Stefano passerà sempre più tempo in Messico, “ma il suo Messico non era un luogo geografico, era un luogo dello spirito incarnato in sapori e odori... un’Arcadia crudele e riarsa” (Agamben) dove, complice Julio Estrada, si ritrovava... dove “ci sono anch’io”; terra d’elezione per nascere e – se ciò non fosse stato più possibile – per morire.
Altre figure sono importanti nel descrivere la traiettoria non solo musicale di Scodanibbio:

• Scelsi con il suo alone di mistero che gli italiani impareranno a disvelare – come spesso loro accade – per mano straniera (ricordo uno Holland Festival dedicato all’Italia del 1986 in cui il compositore spezzino era in assoluto – e controcorrente – il più eseguito) che lo stupirà commentando con favore le opere di Xenakis;

• Cage e gli impossibili Freeman Etudes, scritti per violino (commissione di Betty Freeman per Paul Zukovsky) che Stefano osò trascrivere per il contrabbasso; fu in occasione di un’esecuzione del suo brano che Cage esclamò “Stefano Scodanibbio is amazing, I haven’t heard better double bass playing than Scodanibbio’s. I was just amazed. And I think everyone who heard him was amazed. He is really extraordinary. His performance was absolutely magic”.
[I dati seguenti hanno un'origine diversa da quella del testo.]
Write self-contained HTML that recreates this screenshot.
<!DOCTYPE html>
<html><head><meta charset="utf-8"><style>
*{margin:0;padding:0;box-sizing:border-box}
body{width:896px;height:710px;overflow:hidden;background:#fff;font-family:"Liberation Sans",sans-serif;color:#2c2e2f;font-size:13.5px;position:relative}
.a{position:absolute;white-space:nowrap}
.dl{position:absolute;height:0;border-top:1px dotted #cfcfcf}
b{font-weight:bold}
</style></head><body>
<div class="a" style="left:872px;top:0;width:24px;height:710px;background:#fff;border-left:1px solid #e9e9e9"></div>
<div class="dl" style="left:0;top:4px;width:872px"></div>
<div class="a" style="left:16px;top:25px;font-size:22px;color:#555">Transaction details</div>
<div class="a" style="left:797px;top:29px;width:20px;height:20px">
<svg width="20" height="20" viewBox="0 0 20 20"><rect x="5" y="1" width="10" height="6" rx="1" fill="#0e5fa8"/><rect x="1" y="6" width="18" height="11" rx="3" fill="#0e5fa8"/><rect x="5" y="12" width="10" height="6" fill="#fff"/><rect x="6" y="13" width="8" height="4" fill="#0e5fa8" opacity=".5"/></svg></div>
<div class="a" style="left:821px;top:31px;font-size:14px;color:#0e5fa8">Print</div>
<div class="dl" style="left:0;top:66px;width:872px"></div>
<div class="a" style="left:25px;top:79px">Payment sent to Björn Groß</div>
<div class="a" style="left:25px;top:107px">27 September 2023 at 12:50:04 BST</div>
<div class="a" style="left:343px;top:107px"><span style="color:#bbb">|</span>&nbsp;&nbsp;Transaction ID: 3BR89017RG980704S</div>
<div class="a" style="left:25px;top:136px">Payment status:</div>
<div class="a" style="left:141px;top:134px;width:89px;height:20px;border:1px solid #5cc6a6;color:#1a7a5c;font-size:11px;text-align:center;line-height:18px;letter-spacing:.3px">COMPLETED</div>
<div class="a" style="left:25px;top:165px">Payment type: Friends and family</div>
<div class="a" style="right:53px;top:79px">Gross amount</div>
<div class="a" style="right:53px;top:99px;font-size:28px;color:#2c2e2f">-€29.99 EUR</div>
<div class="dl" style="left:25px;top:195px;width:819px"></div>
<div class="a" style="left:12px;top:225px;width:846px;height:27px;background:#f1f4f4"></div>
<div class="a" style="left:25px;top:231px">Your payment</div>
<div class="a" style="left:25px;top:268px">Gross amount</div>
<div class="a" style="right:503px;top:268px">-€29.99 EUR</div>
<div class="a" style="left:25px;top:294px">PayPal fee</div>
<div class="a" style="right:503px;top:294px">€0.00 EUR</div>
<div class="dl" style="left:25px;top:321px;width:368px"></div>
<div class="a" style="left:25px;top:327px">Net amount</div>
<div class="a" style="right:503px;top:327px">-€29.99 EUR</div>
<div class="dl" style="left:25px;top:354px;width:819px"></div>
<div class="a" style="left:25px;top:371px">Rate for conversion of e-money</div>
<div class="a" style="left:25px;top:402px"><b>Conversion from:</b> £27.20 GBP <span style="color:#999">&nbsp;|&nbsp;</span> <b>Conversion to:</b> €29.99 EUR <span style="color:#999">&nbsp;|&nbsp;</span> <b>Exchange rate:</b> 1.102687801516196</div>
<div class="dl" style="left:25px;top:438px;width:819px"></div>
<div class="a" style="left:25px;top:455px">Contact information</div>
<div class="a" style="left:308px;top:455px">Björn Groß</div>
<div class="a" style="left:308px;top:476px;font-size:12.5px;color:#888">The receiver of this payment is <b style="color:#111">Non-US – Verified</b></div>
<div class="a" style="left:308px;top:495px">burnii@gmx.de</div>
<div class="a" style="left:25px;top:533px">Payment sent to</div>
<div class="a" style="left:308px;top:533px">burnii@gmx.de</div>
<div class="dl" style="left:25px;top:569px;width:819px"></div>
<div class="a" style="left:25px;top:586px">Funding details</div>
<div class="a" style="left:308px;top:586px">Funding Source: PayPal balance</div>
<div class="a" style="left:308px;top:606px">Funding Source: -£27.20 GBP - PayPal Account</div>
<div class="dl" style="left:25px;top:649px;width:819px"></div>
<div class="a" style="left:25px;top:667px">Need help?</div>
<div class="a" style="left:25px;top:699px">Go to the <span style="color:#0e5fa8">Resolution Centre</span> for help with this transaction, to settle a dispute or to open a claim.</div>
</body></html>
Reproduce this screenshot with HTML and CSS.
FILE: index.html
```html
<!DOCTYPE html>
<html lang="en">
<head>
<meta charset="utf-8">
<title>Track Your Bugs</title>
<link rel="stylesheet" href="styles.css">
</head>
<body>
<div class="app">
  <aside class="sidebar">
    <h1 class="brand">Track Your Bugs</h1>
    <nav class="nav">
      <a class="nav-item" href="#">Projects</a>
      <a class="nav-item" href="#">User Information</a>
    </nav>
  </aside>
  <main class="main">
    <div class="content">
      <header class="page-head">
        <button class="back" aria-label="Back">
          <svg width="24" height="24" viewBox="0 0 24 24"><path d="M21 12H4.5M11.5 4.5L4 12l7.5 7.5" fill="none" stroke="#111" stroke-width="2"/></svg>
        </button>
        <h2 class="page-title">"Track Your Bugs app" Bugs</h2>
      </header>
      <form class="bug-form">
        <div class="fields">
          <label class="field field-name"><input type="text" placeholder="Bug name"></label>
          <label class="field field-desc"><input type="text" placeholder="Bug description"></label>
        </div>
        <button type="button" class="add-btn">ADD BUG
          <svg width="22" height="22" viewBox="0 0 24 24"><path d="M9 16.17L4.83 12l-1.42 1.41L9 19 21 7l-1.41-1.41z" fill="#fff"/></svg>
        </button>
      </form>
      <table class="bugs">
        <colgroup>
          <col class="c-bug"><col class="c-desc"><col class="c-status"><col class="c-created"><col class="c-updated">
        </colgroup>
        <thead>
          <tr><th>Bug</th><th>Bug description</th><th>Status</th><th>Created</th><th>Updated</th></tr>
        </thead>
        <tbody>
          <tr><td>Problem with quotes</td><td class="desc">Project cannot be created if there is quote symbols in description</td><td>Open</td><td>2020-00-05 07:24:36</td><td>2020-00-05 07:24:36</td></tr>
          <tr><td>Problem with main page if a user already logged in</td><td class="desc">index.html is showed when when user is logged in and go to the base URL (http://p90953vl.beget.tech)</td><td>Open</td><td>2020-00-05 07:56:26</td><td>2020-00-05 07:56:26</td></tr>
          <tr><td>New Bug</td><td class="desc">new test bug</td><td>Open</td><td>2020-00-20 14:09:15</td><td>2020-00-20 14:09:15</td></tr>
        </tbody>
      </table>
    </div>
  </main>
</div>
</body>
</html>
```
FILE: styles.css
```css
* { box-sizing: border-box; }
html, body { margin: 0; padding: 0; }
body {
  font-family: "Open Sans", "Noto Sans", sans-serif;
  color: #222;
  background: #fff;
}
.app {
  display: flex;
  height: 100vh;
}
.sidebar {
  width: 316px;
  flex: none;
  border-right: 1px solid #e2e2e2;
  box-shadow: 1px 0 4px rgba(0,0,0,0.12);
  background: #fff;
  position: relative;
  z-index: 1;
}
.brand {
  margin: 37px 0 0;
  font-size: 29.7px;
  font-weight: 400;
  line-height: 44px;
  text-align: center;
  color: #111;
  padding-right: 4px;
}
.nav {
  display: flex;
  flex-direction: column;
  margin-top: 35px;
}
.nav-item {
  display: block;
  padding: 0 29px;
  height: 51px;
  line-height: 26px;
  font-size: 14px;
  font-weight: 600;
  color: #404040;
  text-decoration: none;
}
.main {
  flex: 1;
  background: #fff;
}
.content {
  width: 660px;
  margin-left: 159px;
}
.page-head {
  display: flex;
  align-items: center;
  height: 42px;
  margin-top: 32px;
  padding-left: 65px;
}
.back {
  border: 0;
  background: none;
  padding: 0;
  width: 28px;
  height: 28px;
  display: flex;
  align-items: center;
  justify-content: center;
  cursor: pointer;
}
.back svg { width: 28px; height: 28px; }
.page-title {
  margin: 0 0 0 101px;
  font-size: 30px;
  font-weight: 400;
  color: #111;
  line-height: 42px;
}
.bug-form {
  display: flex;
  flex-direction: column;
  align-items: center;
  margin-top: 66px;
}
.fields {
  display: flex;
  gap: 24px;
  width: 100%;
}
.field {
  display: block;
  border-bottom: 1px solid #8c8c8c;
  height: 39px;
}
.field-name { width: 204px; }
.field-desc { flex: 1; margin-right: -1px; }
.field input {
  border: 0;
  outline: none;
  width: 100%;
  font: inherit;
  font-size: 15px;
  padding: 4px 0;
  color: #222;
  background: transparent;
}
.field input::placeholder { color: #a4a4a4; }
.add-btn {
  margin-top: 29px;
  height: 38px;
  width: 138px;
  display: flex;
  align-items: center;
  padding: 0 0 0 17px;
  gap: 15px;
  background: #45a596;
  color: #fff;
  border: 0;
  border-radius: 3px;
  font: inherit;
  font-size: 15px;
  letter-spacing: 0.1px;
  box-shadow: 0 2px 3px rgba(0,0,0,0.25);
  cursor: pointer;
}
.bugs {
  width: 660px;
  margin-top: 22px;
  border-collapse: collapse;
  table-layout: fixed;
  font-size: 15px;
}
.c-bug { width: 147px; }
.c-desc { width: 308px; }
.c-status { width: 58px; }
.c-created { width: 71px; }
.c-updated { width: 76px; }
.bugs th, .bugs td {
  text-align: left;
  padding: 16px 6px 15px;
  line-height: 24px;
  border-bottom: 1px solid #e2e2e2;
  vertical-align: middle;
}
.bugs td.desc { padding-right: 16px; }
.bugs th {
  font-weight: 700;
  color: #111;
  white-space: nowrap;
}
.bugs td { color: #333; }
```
Di Terry Riley mi permetterò un ricordo personale...
Nel marzo 2005 alla Scuola Civica di Milano mettemmo in programma In C di Riley, appunto, con Riley e Scodanibbio a “dirigere” un gruppo aperto di strumentisti in quella che è una partitura disarmante per la sua “apparente” semplicità: minimalista, provocatoria, aperta, in forma di prova aperta a tutti, il contrario insomma dell’avanguardia. Fu un successo enorme ma quello che mi preme ricordare è un’osservazione che poi con Stefano e Riley facemmo in seguito... non è che attraverso i 53 moduli di questo gigantesco Do –non sempre sol Do a dir la verità – si fece strada (l’anno era il 1964) quell’esigenza di sentire il suono in modo radicalmente diverso che, per esempio, Stockhausen mostrerà in Stimmung (1968) e gli spettrali qualche anno dopo?